The House Above All Houses
The Quran takes oaths by five things in Surah al-Tur: the Mountain (Sinai), the inscribed Book, the Frequented House (al-Bayt al-Ma’mur), the elevated roof, and the swelling sea. Each of these is a cosmic landmark; the oath-by-them invokes their sacred significance as witnesses to the truth of what follows.

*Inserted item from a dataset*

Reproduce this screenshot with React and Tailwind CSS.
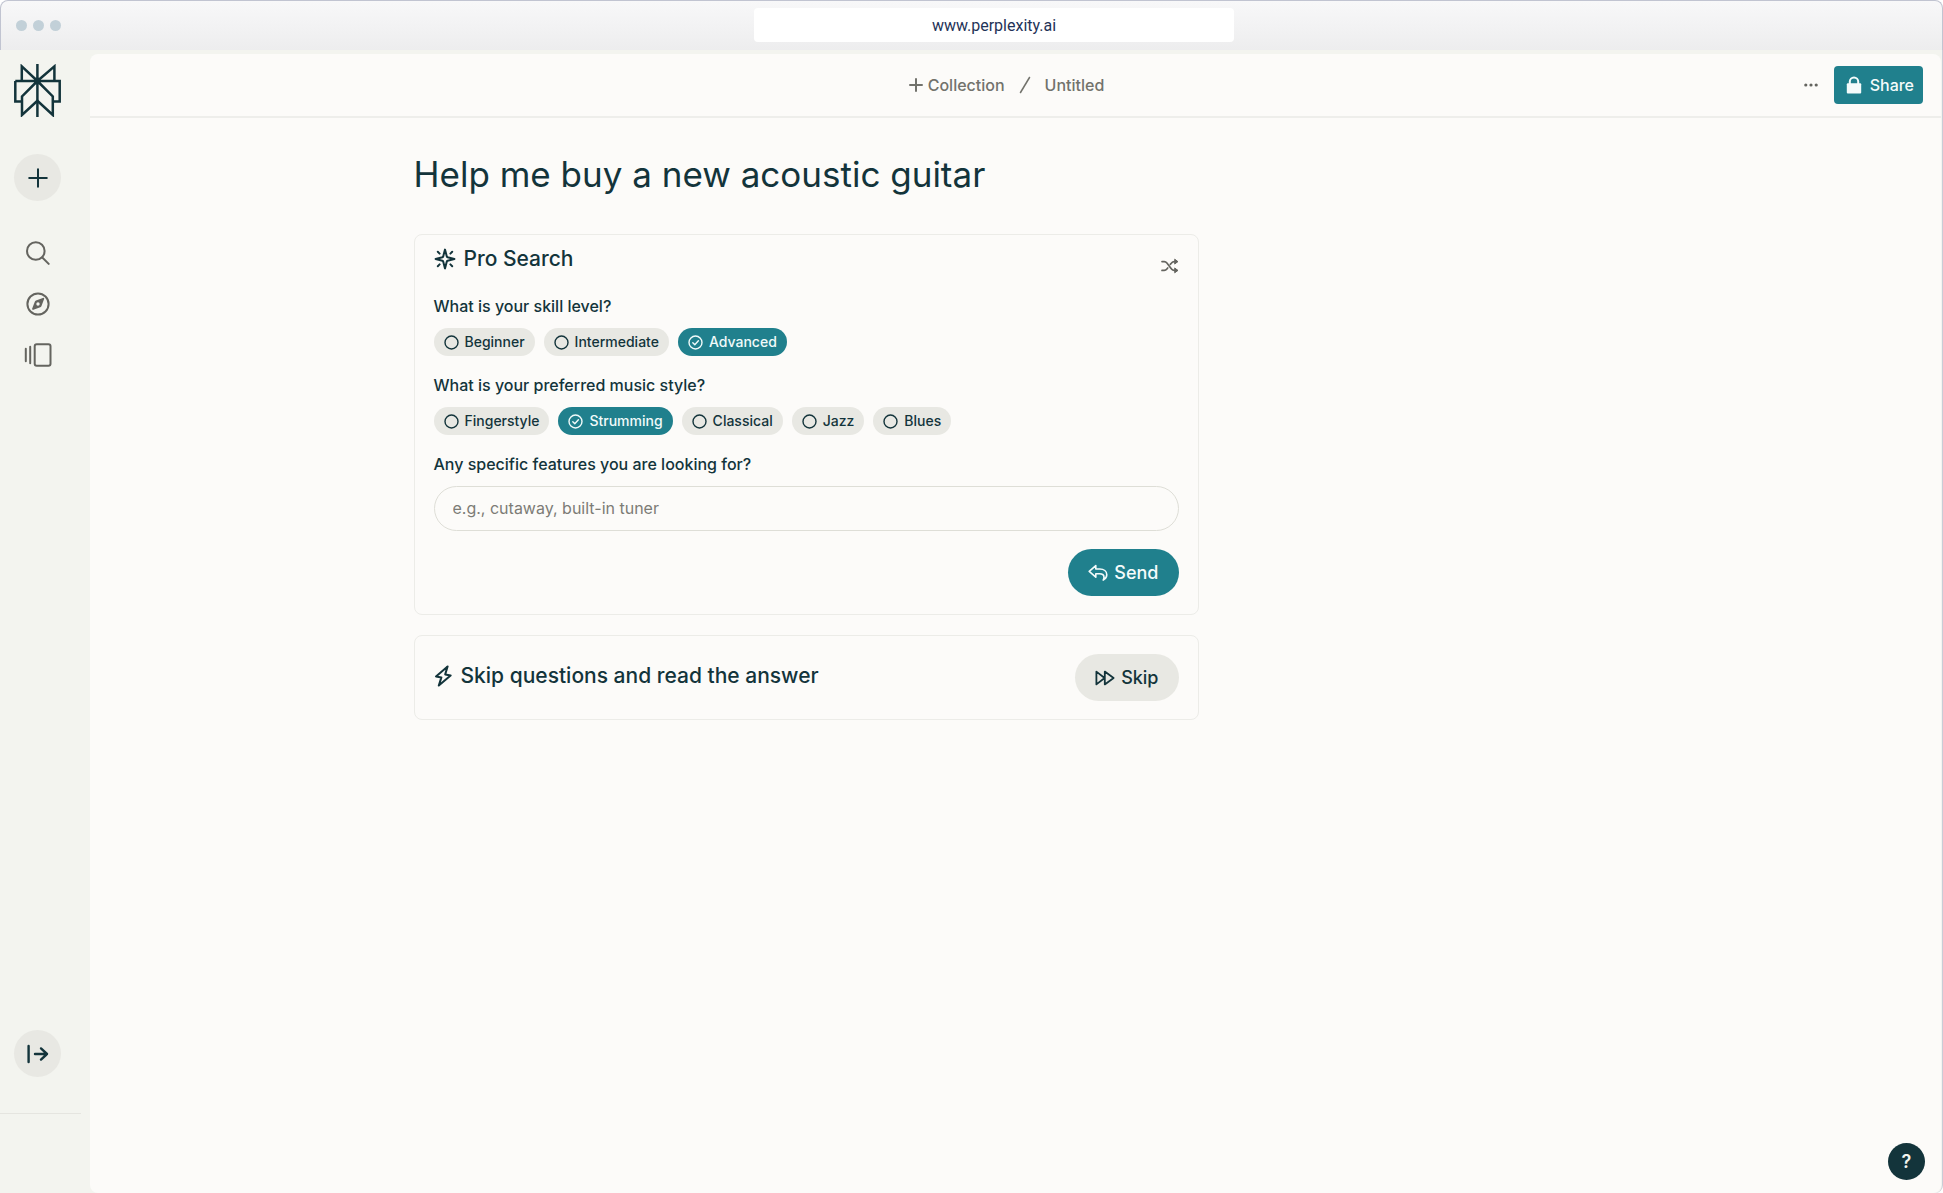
import React, { useState } from "react";

const SKILL_LEVELS = ["Beginner", "Intermediate", "Advanced"];
const MUSIC_STYLES = ["Fingerstyle", "Strumming", "Classical", "Jazz", "Blues"];

const Logo = () => (
  <svg viewBox="0 0 47 53" className="h-[53px] w-[47px]" fill="none" stroke="currentColor" strokeWidth="2.5">
    <path d="M23.4 0v53" />
    <path d="M1.3 17h44.4v20.4h-7M1.3 17v20.4h6.7" />
    <path d="M23.4 17 7.8 2.4V17M23.4 17 40.4 2.4V17" />
    <path d="M23.4 17 8 32.4V51l15.4-14.2L38.8 51V32.4L23.4 17" />
    <circle cx="23.4" cy="17" r="3.4" fill="currentColor" stroke="none" />
  </svg>
);

const SearchIcon = () => (
  <svg viewBox="0 0 24 24" className="size-6" fill="none" stroke="currentColor" strokeWidth="2" strokeLinecap="round">
    <circle cx="9.8" cy="10" r="8.8" />
    <path d="m16.3 16.5 6.4 6.4" />
  </svg>
);

const CompassIcon = () => (
  <svg viewBox="0 0 24 24" className="size-6" fill="none" stroke="currentColor" strokeWidth="2">
    <circle cx="12" cy="12" r="10.6" />
    <path
      d="M16.9 5.9 10 8.5a2 2 0 0 0-1.2 1.2L6.2 16.6a.9.9 0 0 0 1.2 1.2l6.9-2.6a2 2 0 0 0 1.2-1.2l2.6-6.9a.9.9 0 0 0-1.2-1.2zM12 10.3a1.7 1.7 0 1 1 0 3.4 1.7 1.7 0 0 1 0-3.4z"
      fill="currentColor"
      stroke="none"
      fillRule="evenodd"
    />
  </svg>
);

const LibraryIcon = () => (
  <svg viewBox="0 0 28 24" className="h-6 w-7" fill="none" stroke="currentColor" strokeWidth="2" strokeLinecap="round">
    <path d="M1.8 5.7v12.6M6.2 3.7v16.6" />
    <rect x="10.7" y="1.2" width="15.8" height="21.6" rx="2" />
  </svg>
);

const ProIcon = () => (
  <svg viewBox="0 0 22 22" className="size-[22px]" fill="none" stroke="currentColor" strokeWidth="2" strokeLinecap="round" strokeLinejoin="round">
    <path d="M11 1.6 12.8 8.4q.2.600.8.800L20.400 11l-6.800 1.800q-.6.200-.8.800L11 20.400 9.200 13.600q-.2-.6-.8-.8L1.600 11l6.800-1.800q.6-.2.8-.8z" />
    <path d="m3.800 3.800 1.800 1.800M18.200 3.800l-1.800 1.800M3.800 18.200l1.800-1.800M18.200 18.200l-1.800-1.800" />
  </svg>
);

const ShuffleIcon = () => (
  <svg viewBox="0 0 18 16" className="h-4 w-[18px]" fill="none" stroke="currentColor" strokeWidth="1.7" strokeLinecap="round" strokeLinejoin="round">
    <path d="M1 3.600h2.200c1.200 0 2 .5 2.700 1.400l4.600 6c.7.900 1.500 1.400 2.700 1.400H16" />
    <path d="M1 12.400h2.200c1.200 0 2-.5 2.700-1.400l.8-1M9.300 6.400l1.200-1.400c.7-.9 1.500-1.400 2.700-1.400H16" />
    <path d="m14 1.400 2.800 2.200L14 5.800zM14 10.200l2.800 2.200-2.800 2.200z" fill="currentColor" strokeWidth="1" />
  </svg>
);

const ReplyIcon = () => (
  <svg viewBox="0 0 20 18" className="h-[18px] w-5" fill="none" stroke="currentColor" strokeWidth="1.6" strokeLinejoin="round">
    <path d="M7.800 1.600 1.200 7.400l6.600 5.800V9.800h3.600c2.800 0 4.600 1.200 4.600 3.400 0 1-.3 2-.8 2.900 2.200-1.200 3.600-3 3.600-5.300 0-3.600-3-5.800-7-5.800h-4z" />
  </svg>
);

const ForwardIcon = () => (
  <svg viewBox="0 0 20 16" className="h-4 w-5" fill="none" stroke="currentColor" strokeWidth="1.8" strokeLinejoin="round">
    <path d="M1.400 1.600 9.600 8l-8.200 6.400zM9.800 1.600 18.600 8l-8.800 6.400z" />
  </svg>
);

const BoltIcon = () => (
  <svg viewBox="0 0 18 22" className="h-[22px] w-[18px]" fill="none" stroke="currentColor" strokeWidth="2" strokeLinejoin="round">
    <path d="M13.600 1.400 2 11.400l5.400 1L4.800 20.600 16.600 10.400l-5.400-1z" />
  </svg>
);

const LockIcon = () => (
  <svg viewBox="0 0 16 18" className="h-[18px] w-4" fill="none" stroke="currentColor" strokeWidth="2">
    <path d="M3.800 8V5.600a4.200 4.200 0 0 1 8.400 0V8" />
    <rect x="0.8" y="7.2" width="14.4" height="10.4" rx="1" fill="currentColor" stroke="none" />
  </svg>
);

const ExpandIcon = () => (
  <svg viewBox="0 0 22 20" className="h-5 w-[22px]" fill="none" stroke="currentColor" strokeWidth="2.4" strokeLinecap="round" strokeLinejoin="round">
    <path d="M1.600 2v16M8 10h12M14 4.400l6 5.600-6 5.600" />
  </svg>
);

const ChipGroup = ({ name, question, options, value, onChange }) => (
  <fieldset className="mb-[17px]">
    <legend className="mb-[10px] text-base leading-6 font-medium">{question}</legend>
    <div className="flex flex-wrap gap-[9px]">
      {options.map((option) => (
        <label
          key={option}
          className="flex h-7 cursor-pointer items-center gap-[6px] rounded-full bg-[#e8e8e3] px-[10px] text-sm font-medium has-checked:bg-[#20808d] has-checked:text-[#f0fafa]"
        >
          <span className="grid place-items-center">
            <input
              type="radio"
              name={name}
              checked={value === option}
              onChange={() => onChange(option)}
              className="size-[15px] appearance-none rounded-full [grid-area:1/1]"
            />
            <svg viewBox="0 0 15 15" className="pointer-events-none size-[15px] [grid-area:1/1]" fill="none" stroke="currentColor" strokeWidth="1.4" strokeLinecap="round" strokeLinejoin="round">
              <circle cx="7.5" cy="7.5" r="6.5" />
              {value === option && <path d="m4.8 7.700 2 2 3.600-4" />}
            </svg>
          </span>
          {option}
        </label>
      ))}
    </div>
  </fieldset>
);

const Sidebar = () => (
  <aside className="flex w-[90px] shrink-0 flex-col">
    <a href="#home" aria-label="Home" className="mt-[10px] ml-[14px] self-start text-[#13343b]">
      <Logo />
    </a>
    <button aria-label="New thread" className="mt-[37px] ml-[14px] grid size-[47px] place-items-center rounded-full bg-[#e8e8e3] text-[#13343b]">
      <svg viewBox="0 0 20 20" className="size-5" fill="none" stroke="currentColor" strokeWidth="2" strokeLinecap="round">
        <path d="M10 1.200v17.600M1.200 10h17.600" />
      </svg>
    </button>
    <nav className="mt-[26px] flex w-[75px] flex-col text-[#64645f]">
      <a href="#search" aria-label="Search" className="grid h-[51px] place-items-center">
        <SearchIcon />
      </a>
      <a href="#discover" aria-label="Discover" className="grid h-[51px] place-items-center">
        <CompassIcon />
      </a>
      <a href="#library" aria-label="Library" className="grid h-[51px] place-items-center">
        <LibraryIcon />
      </a>
    </nav>
    <button aria-label="Expand sidebar" className="mt-auto mb-9 ml-[14px] grid size-[47px] place-items-center rounded-full bg-[#e8e8e3] text-[#13343b]">
      <ExpandIcon />
    </button>
    <div className="mr-[9px] h-20 border-t border-[#e5e5e0]" />
  </aside>
);

const Header = () => (
  <header className="grid h-16 grid-cols-[1fr_auto_1fr] items-center border-b-2 border-[#eeeeeb] pr-[18px] text-[#72726c]">
    <nav className="col-start-2 flex items-center text-base font-medium">
      <button className="flex items-center gap-[5px]">
        <svg viewBox="0 0 14 14" className="size-[14px]" fill="none" stroke="currentColor" strokeWidth="2" strokeLinecap="round">
          <path d="M7 1v12M1 7h12" />
        </svg>
        Collection
      </button>
      <svg viewBox="0 0 12 18" className="mx-[14px] h-[18px] w-3" fill="none" stroke="currentColor" strokeWidth="1.5">
        <path d="M1.200 17 10.800 1" />
      </svg>
      <a href="#untitled">Untitled</a>
    </nav>
    <div className="flex items-center justify-end gap-4">
      <button aria-label="More options">
        <svg viewBox="0 0 14 4" className="h-1 w-[14px]" fill="#64645f">
          <circle cx="1.8" cy="2" r="1.600" />
          <circle cx="7" cy="2" r="1.600" />
          <circle cx="12.2" cy="2" r="1.600" />
        </svg>
      </button>
      <button className="flex h-[38px] items-center gap-2 rounded bg-[#20808d] pr-[9px] pl-3 text-base font-medium text-[#f4fbfb]">
        <LockIcon />
        Share
      </button>
    </div>
  </header>
);

const App = () => {
  const [skill, setSkill] = useState("Advanced");
  const [style, setStyle] = useState("Strumming");
  const [features, setFeatures] = useState("");

  return (
    <div className="flex min-h-screen flex-col bg-white font-[Inter,sans-serif] text-[#13343b]">
      <div className="flex h-[50px] items-center rounded-t-lg border border-b-0 border-[#c1c4d1] bg-linear-to-b from-[#f8f8f9] to-[#ededee] px-[15px]">
        <div className="flex gap-[6px]">
          <span className="size-[11px] rounded-full bg-[#c2d0d8]" />
          <span className="size-[11px] rounded-full bg-[#c2d0d8]" />
          <span className="size-[11px] rounded-full bg-[#c2d0d8]" />
        </div>
        <div className="flex flex-1 justify-center pb-px">
          <input
            aria-label="Address"
            defaultValue="www.perplexity.ai"
            className="h-[34px] w-full max-w-[480px] rounded bg-white text-center font-[Roboto,sans-serif] text-base text-[#1f3358] outline-none"
          />
        </div>
      </div>

      <div className="flex flex-1 rounded-br-lg border-r border-[#c9cbd6] bg-[#f3f4ef] pt-1">
        <Sidebar />
        <main className="mr-px flex-1 rounded-lg bg-[#fcfbf9]">
          <Header />
          <div className="mx-auto max-w-[1204px] pt-[34px]">
            <h1 className="text-[35px] leading-[44px]">Help me buy a new acoustic guitar</h1>

            <div className="mt-[38px] flex max-w-[785px] flex-col gap-5">
              <form
                onSubmit={(e) => e.preventDefault()}
                className="rounded-lg border border-[#ecece8] px-[19px] pb-[18px]"
              >
                <div className="mb-[5px] flex h-[54px] items-center justify-between">
                  <h2 className="mb-[6px] flex items-center gap-2 text-[21px] leading-[30px] font-medium">
                    <ProIcon />
                    Pro Search
                  </h2>
                  <button type="button" aria-label="Shuffle" className="mt-2 text-[#64645f]">
                    <ShuffleIcon />
                  </button>
                </div>
                <ChipGroup
                  name="skill"
                  question="What is your skill level?"
                  options={SKILL_LEVELS}
                  value={skill}
                  onChange={setSkill}
                />
                <ChipGroup
                  name="style"
                  question="What is your preferred music style?"
                  options={MUSIC_STYLES}
                  value={style}
                  onChange={setStyle}
                />
                <label htmlFor="features" className="mb-[10px] block text-base leading-6 font-medium">
                  Any specific features you are looking for?
                </label>
                <input
                  id="features"
                  type="text"
                  value={features}
                  onChange={(e) => setFeatures(e.target.value)}
                  placeholder="e.g., cutaway, built-in tuner"
                  className="h-[45px] w-full rounded-full border border-[#deded7] px-[18px] pb-[2px] text-base outline-none placeholder:text-[#7c7c76]"
                />
                <div className="mt-[18px] flex justify-end">
                  <button className="flex h-[47px] items-center gap-[6px] rounded-full bg-[#20808d] px-5 text-lg font-medium text-[#f4fbfb]">
                    <ReplyIcon />
                    Send
                  </button>
                </div>
              </form>

              <section className="flex items-center justify-between rounded-lg border border-[#ecece8] px-[19px] py-[18px]">
                <h2 className="mb-1 flex items-center gap-[9px] text-[21px] leading-[30px] font-medium">
                  <BoltIcon />
                  Skip questions and read the answer
                </h2>
                <button className="flex h-[47px] items-center gap-[6px] rounded-full bg-[#e8e8e3] px-5 text-lg font-medium">
                  <ForwardIcon />
                  Skip
                </button>
              </section>
            </div>
          </div>
        </main>
      </div>

      <button aria-label="Help" className="fixed right-[18px] bottom-[13px] size-[37px] rounded-full bg-[#13343b] text-lg font-semibold text-[#f3f4ef]">
        ?
      </button>
    </div>
  );
};

export default App;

The prophetic Night Journey added content to the Bayt al-Ma’mur: in the seventh heaven, Ibrahim stood leaning against it, and 70,000 angels visited it daily — praying, circumambulating, and departing, never to return, replaced each day by a new group of 70,000. The infinite renewal of visitors to a heavenly house establishes a celestial counterpart to the Ka’ba in Mecca, and by extension establishes the principle that every zahir sacred reality has a batin-counterpart above it.
The Da’wa as the Frequently Visited House
Ismaili ta’wil identifies the Bayt al-Ma’mur with the living da’wa community — the assembly of walayah-holders that is constantly renewed as new mu’minun enter through bay’ah. Like the celestial house visited by infinite angels, the da’wa is ma’mur (frequented, inhabited) when mu’minun actively seek ta’wil and renew their walayah-connection.
A da’wa in which the mu’minun are spiritually disengaged — formally enrolled but not actively living in ta’wil — is a kharab (ruined, empty) house, not a ma’mur one. The frequency of visitation is not about physical attendance but about the active life of walayah-reception that makes the community genuinely inhabited by divine batin.
Ka’ba and Bayt al-Ma’mur as Zahir-Batin Pair
The zahir Ka’ba and the celestial Bayt al-Ma’mur form a zahir-batin pair that the Quran itself establishes. The mu’min who performs only zahir-tawaf (circumambulation of the physical Ka’ba) without engaging the batin-ta’wil has reached the zahiri destination but not the batin one. The complete hajj — in Ismaili ta’wil — requires both: the zahiri rites at the physical Ka’ba and the batin journey to the Imam’s walayah that is the Bayt al-Ma’mur.